TASK DESCRIPTION
Skip all pictures, then print the remaining material exactly.

DATA SHOWN
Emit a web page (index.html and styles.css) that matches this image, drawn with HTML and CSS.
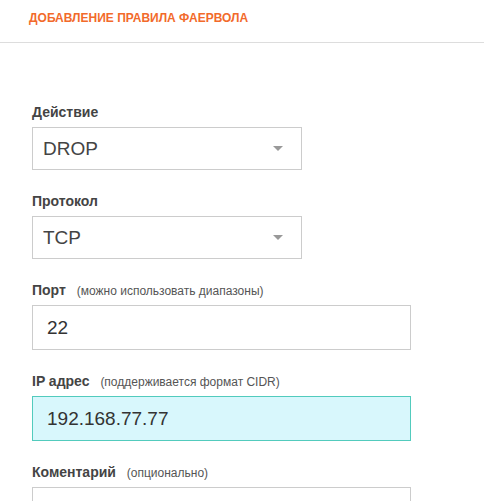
FILE: index.html
```html
<!DOCTYPE html>
<html lang="ru">
<head>
  <meta charset="UTF-8" />
  <title>Добавление правила фаервола</title>
  <link rel="stylesheet" href="styles.css">
</head>
<body>

<header class="page-head">
  <h1>Добавление правила фаервола</h1>
</header>

<form class="rule-form">
  <div class="field">
    <label for="action">Действие</label>
    <div class="select-wrap">
      <select id="action">
        <option>DROP</option>
        <option>ACCEPT</option>
        <option>REJECT</option>
      </select>
    </div>
  </div>

  <div class="field">
    <label for="proto">Протокол</label>
    <div class="select-wrap">
      <select id="proto">
        <option>TCP</option>
        <option>UDP</option>
      </select>
    </div>
  </div>

  <div class="field">
    <label for="port">Порт <span class="hint">(можно использовать диапазоны)</span></label>
    <input type="text" id="port" value="22">
  </div>

  <div class="field">
    <label for="ip">IP адрес <span class="hint">(поддерживается формат CIDR)</span></label>
    <input type="text" id="ip" class="focused" value="192.168.77.77">
  </div>

  <div class="field">
    <label for="comment">Коментарий <span class="hint">(опционально)</span></label>
    <input type="text" id="comment" value="">
  </div>
</form>

</body>
</html>
```

FILE: styles.css
```css
body {
  font-family: 'Liberation Sans', Arial, sans-serif;
  background-color: #fff;
  margin: 0;
  padding: 0;
}

.page-head {
  padding: 8px 29px 14px;
  border-bottom: 1px solid #ddd;
}

.page-head h1 {
  margin: 0;
  font-size: 12px;
  line-height: 20px;
  font-weight: bold;
  text-transform: uppercase;
  color: #f26a2b;
}

.rule-form {
  padding: 61px 32px 0;
}

.field {
  margin-bottom: 23px;
}

.field label {
  display: block;
  margin-bottom: 6px;
  font-size: 14px;
  line-height: 17px;
  font-weight: bold;
  color: #444;
}

.hint {
  margin-left: 7px;
  font-size: 12px;
  line-height: 1;
  font-weight: normal;
  color: #555;
}

.select-wrap {
  position: relative;
  width: 270px;
}

.select-wrap::after {
  content: "";
  position: absolute;
  right: 19px;
  top: 19px;
  border-left: 5px solid transparent;
  border-right: 5px solid transparent;
  border-top: 5px solid #999;
}

select {
  -webkit-appearance: none;
  appearance: none;
  display: block;
  width: 270px;
  height: 43px;
  margin: 0;
  padding: 0 10px;
  border: 1px solid #ccc;
  border-radius: 0;
  background: #fff;
  font-family: 'Liberation Sans', Arial, sans-serif;
  font-size: 19px;
  color: #444;
}

input[type="text"] {
  display: block;
  box-sizing: border-box;
  width: 379px;
  height: 45px;
  margin: 0;
  padding: 0 14px;
  border: 1px solid #ccc;
  border-radius: 0;
  background: #fff;
  font-family: 'Liberation Sans', Arial, sans-serif;
  font-size: 19px;
  color: #333;
  outline: none;
}

input.focused {
  background-color: #d8f7fc;
  border-color: #52cbbd;
}
```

OUTPUT OF THE TASK
Emit a web page (index.html and styles.css) that matches this image, drawn with HTML and CSS.
FILE: index.html
```html
<!DOCTYPE html>
<html lang="ru">
<head>
  <meta charset="UTF-8" />
  <title>Добавление правила фаервола</title>
  <link rel="stylesheet" href="styles.css">
</head>
<body>

<header class="page-head">
  <h1>Добавление правила фаервола</h1>
</header>

<form class="rule-form">
  <div class="field">
    <label for="action">Действие</label>
    <div class="select-wrap">
      <select id="action">
        <option>DROP</option>
        <option>ACCEPT</option>
        <option>REJECT</option>
      </select>
    </div>
  </div>

  <div class="field">
    <label for="proto">Протокол</label>
    <div class="select-wrap">
      <select id="proto">
        <option>TCP</option>
        <option>UDP</option>
      </select>
    </div>
  </div>

  <div class="field">
    <label for="port">Порт <span class="hint">(можно использовать диапазоны)</span></label>
    <input type="text" id="port" value="22">
  </div>

  <div class="field">
    <label for="ip">IP адрес <span class="hint">(поддерживается формат CIDR)</span></label>
    <input type="text" id="ip" class="focused" value="192.168.77.77">
  </div>

  <div class="field">
    <label for="comment">Коментарий <span class="hint">(опционально)</span></label>
    <input type="text" id="comment" value="">
  </div>
</form>

</body>
</html>
```

FILE: styles.css
```css
body {
  font-family: 'Liberation Sans', Arial, sans-serif;
  background-color: #fff;
  margin: 0;
  padding: 0;
}

.page-head {
  padding: 8px 29px 14px;
  border-bottom: 1px solid #ddd;
}

.page-head h1 {
  margin: 0;
  font-size: 12px;
  line-height: 20px;
  font-weight: bold;
  text-transform: uppercase;
  color: #f26a2b;
}

.rule-form {
  padding: 61px 32px 0;
}

.field {
  margin-bottom: 23px;
}

.field label {
  display: block;
  margin-bottom: 6px;
  font-size: 14px;
  line-height: 17px;
  font-weight: bold;
  color: #444;
}

.hint {
  margin-left: 7px;
  font-size: 12px;
  line-height: 1;
  font-weight: normal;
  color: #555;
}

.select-wrap {
  position: relative;
  width: 270px;
}

.select-wrap::after {
  content: "";
  position: absolute;
  right: 19px;
  top: 19px;
  border-left: 5px solid transparent;
  border-right: 5px solid transparent;
  border-top: 5px solid #999;
}

select {
  -webkit-appearance: none;
  appearance: none;
  display: block;
  width: 270px;
  height: 43px;
  margin: 0;
  padding: 0 10px;
  border: 1px solid #ccc;
  border-radius: 0;
  background: #fff;
  font-family: 'Liberation Sans', Arial, sans-serif;
  font-size: 19px;
  color: #444;
}

input[type="text"] {
  display: block;
  box-sizing: border-box;
  width: 379px;
  height: 45px;
  margin: 0;
  padding: 0 14px;
  border: 1px solid #ccc;
  border-radius: 0;
  background: #fff;
  font-family: 'Liberation Sans', Arial, sans-serif;
  font-size: 19px;
  color: #333;
  outline: none;
}

input.focused {
  background-color: #d8f7fc;
  border-color: #52cbbd;
}
```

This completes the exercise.